• Stated problem
Copy everything in the data below exactly except the pictures.

• Available data
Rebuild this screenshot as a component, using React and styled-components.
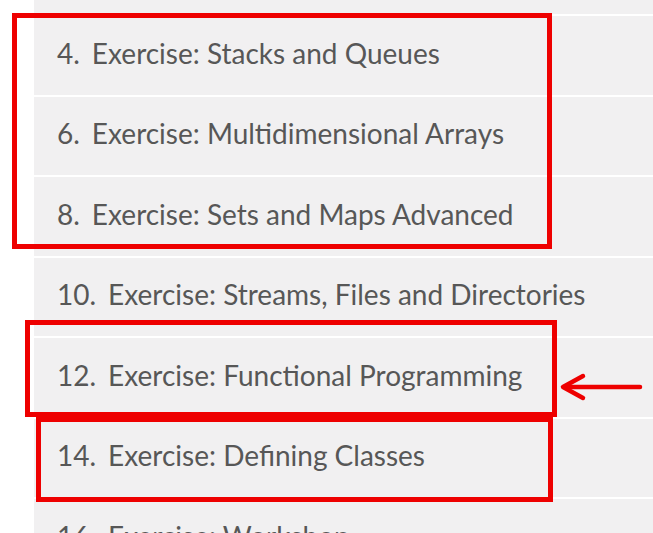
import React from "react";
import styled, { createGlobalStyle } from "styled-components";

const Global = createGlobalStyle`
  html, body { margin: 0; padding: 0; background: #ffffff; overflow: hidden; }
  body { font-family: "Lato", "Noto Sans", sans-serif; }
`;

const Page = styled.div`
  position: relative;
  width: 653px;
  height: 533px;
  overflow: hidden;
  background: #ffffff;
  padding-left: 34px;
  box-sizing: border-box;
`;

const List = styled.ul`
  list-style: none;
  margin: 0;
  padding: 0;
  display: flex;
  flex-direction: column;
  gap: 2px;
  background: #ffffff;
`;

const Row = styled.li`
  flex: none;
  height: ${(p) => (p.$partial ? "14px" : "78.5px")};
  background: #f1f0f1;
  display: flex;
  align-items: center;
  padding-left: 23px;
  padding-bottom: 5px;
  box-sizing: border-box;
  font-size: 28px;
  color: #575757;
  white-space: nowrap;
`;

const Num = styled.span`
  margin-right: 12px;
`;

const Box = styled.div`
  position: absolute;
  border: 5px solid #ee0000;
  box-sizing: border-box;
  pointer-events: none;
`;

const Arrow = styled.svg`
  position: absolute;
  left: 556px;
  top: 370px;
`;

const items = [
  ["4.", "Exercise: Stacks and Queues"],
  ["6.", "Exercise: Multidimensional Arrays"],
  ["8.", "Exercise: Sets and Maps Advanced"],
  ["10.", "Exercise: Streams, Files and Directories"],
  ["12.", "Exercise: Functional Programming"],
  ["14.", "Exercise: Defining Classes"],
  ["16.", "Exercise: Workshop"],
];

const boxes = [
  { left: 12, top: 13, width: 540, height: 236 },
  { left: 25, top: 320, width: 532, height: 97 },
  { left: 36, top: 417, width: 517, height: 85 },
];

export default function App() {
  return (
    <>
      <Global />
      <Page>
        <List>
          <Row $partial />
          {items.map(([n, t]) => (
            <Row key={n}>
              <Num>{n}</Num>
              {t}
            </Row>
          ))}
        </List>
        {boxes.map((b, i) => (
          <Box key={i} style={b} />
        ))}
        <Arrow width="90" height="34" viewBox="0 0 90 34">
          <path d="M84 17 H8" stroke="#ee0000" strokeWidth="4.5" strokeLinecap="round" fill="none" />
          <path d="M27 6 L7 17 L27 28" stroke="#ee0000" strokeWidth="4.5" strokeLinecap="round" strokeLinejoin="round" fill="none" />
        </Arrow>
      </Page>
    </>
  );
}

• Answer to the exercise
Rebuild this screenshot as a component, using React and styled-components.
import React from "react";
import styled, { createGlobalStyle } from "styled-components";

const Global = createGlobalStyle`
  html, body { margin: 0; padding: 0; background: #ffffff; overflow: hidden; }
  body { font-family: "Lato", "Noto Sans", sans-serif; }
`;

const Page = styled.div`
  position: relative;
  width: 653px;
  height: 533px;
  overflow: hidden;
  background: #ffffff;
  padding-left: 34px;
  box-sizing: border-box;
`;

const List = styled.ul`
  list-style: none;
  margin: 0;
  padding: 0;
  display: flex;
  flex-direction: column;
  gap: 2px;
  background: #ffffff;
`;

const Row = styled.li`
  flex: none;
  height: ${(p) => (p.$partial ? "14px" : "78.5px")};
  background: #f1f0f1;
  display: flex;
  align-items: center;
  padding-left: 23px;
  padding-bottom: 5px;
  box-sizing: border-box;
  font-size: 28px;
  color: #575757;
  white-space: nowrap;
`;

const Num = styled.span`
  margin-right: 12px;
`;

const Box = styled.div`
  position: absolute;
  border: 5px solid #ee0000;
  box-sizing: border-box;
  pointer-events: none;
`;

const Arrow = styled.svg`
  position: absolute;
  left: 556px;
  top: 370px;
`;

const items = [
  ["4.", "Exercise: Stacks and Queues"],
  ["6.", "Exercise: Multidimensional Arrays"],
  ["8.", "Exercise: Sets and Maps Advanced"],
  ["10.", "Exercise: Streams, Files and Directories"],
  ["12.", "Exercise: Functional Programming"],
  ["14.", "Exercise: Defining Classes"],
  ["16.", "Exercise: Workshop"],
];

const boxes = [
  { left: 12, top: 13, width: 540, height: 236 },
  { left: 25, top: 320, width: 532, height: 97 },
  { left: 36, top: 417, width: 517, height: 85 },
];

export default function App() {
  return (
    <>
      <Global />
      <Page>
        <List>
          <Row $partial />
          {items.map(([n, t]) => (
            <Row key={n}>
              <Num>{n}</Num>
              {t}
            </Row>
          ))}
        </List>
        {boxes.map((b, i) => (
          <Box key={i} style={b} />
        ))}
        <Arrow width="90" height="34" viewBox="0 0 90 34">
          <path d="M84 17 H8" stroke="#ee0000" strokeWidth="4.5" strokeLinecap="round" fill="none" />
          <path d="M27 6 L7 17 L27 28" stroke="#ee0000" strokeWidth="4.5" strokeLinecap="round" strokeLinejoin="round" fill="none" />
        </Arrow>
      </Page>
    </>
  );
}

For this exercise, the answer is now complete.